When the clown falls in love with the butcher’s daughter, proves himself a talented apprentice, and befriends a number of the tenants, the butcher hesitates in murdering him. But when the tenants begin to worry about their source of food, and the daughter–knowing of her father’s plans–contacts the rebel underground for assistance, the entire building turns into a battlezone.
Surprisingly much more whimsical than this description suggests, this film is a strange mix of the charming fantasy Amélie and the decrepit The City of Lost Children. No surprise that this was the debut feature of the directors of both of those movies, Marc Caro and Jean-Pierre Jeunet. In parts weird, romantic, and comedic, fans of Terry Gilliam’s work will find Delicatessen a treat while foreign cult film fans will enjoy the stylish and macabre tone of the film and utter strange world this movie builds.
5. Slacker (1991)
In Austin, Texas, a wandering camera drops in on a parade of eccentrics, street philosophers, and (yes) slackers as they pass the time speaking their mind, sharing their conspiracy theories, or whatever else is is inhabiting their thoughts at that moment.
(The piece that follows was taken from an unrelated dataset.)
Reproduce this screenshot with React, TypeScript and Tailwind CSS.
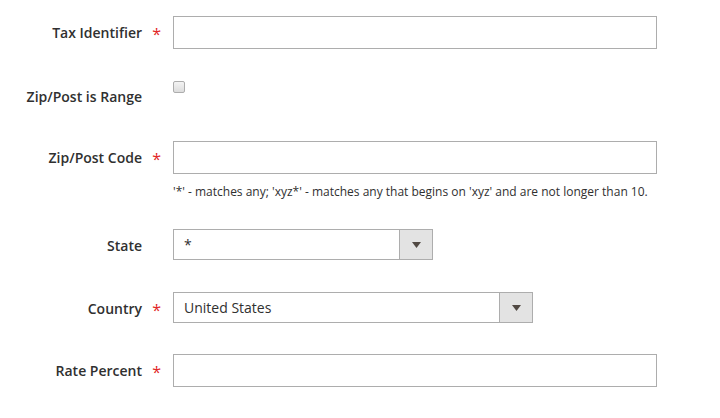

There’s no linear plot as over a hundred characters–mostly young people, and almost all of them defiant nonparticipants in US society–testify, nearly documentary-style, about just why they have decided to not pursue The American Dream. As many in the film posit, why bother? After all, living a frivolous life amounts to just the same as a productive one in the end.
Made for just $3000, it was Richard Linklater’s first full-length feature. Serving as writer, producer, and director, Linklater’s wandering eye film about the slackers of Generation X was a direct inspiration for Kevin Smith to make his own low-budget film about slackers, Clerks, just a few years later.
A seminal film that acts as a thesis to the once-meteoric cultural outlook Gen X would (ironically) soon take over mainstream culture with–even if they eventually gave up their slacker mentality and joined the rat race of capitalism–Slacker works as both a time capsule and a uniquely weird cult film filled with strange, aimless, philosophizing characters in its own right.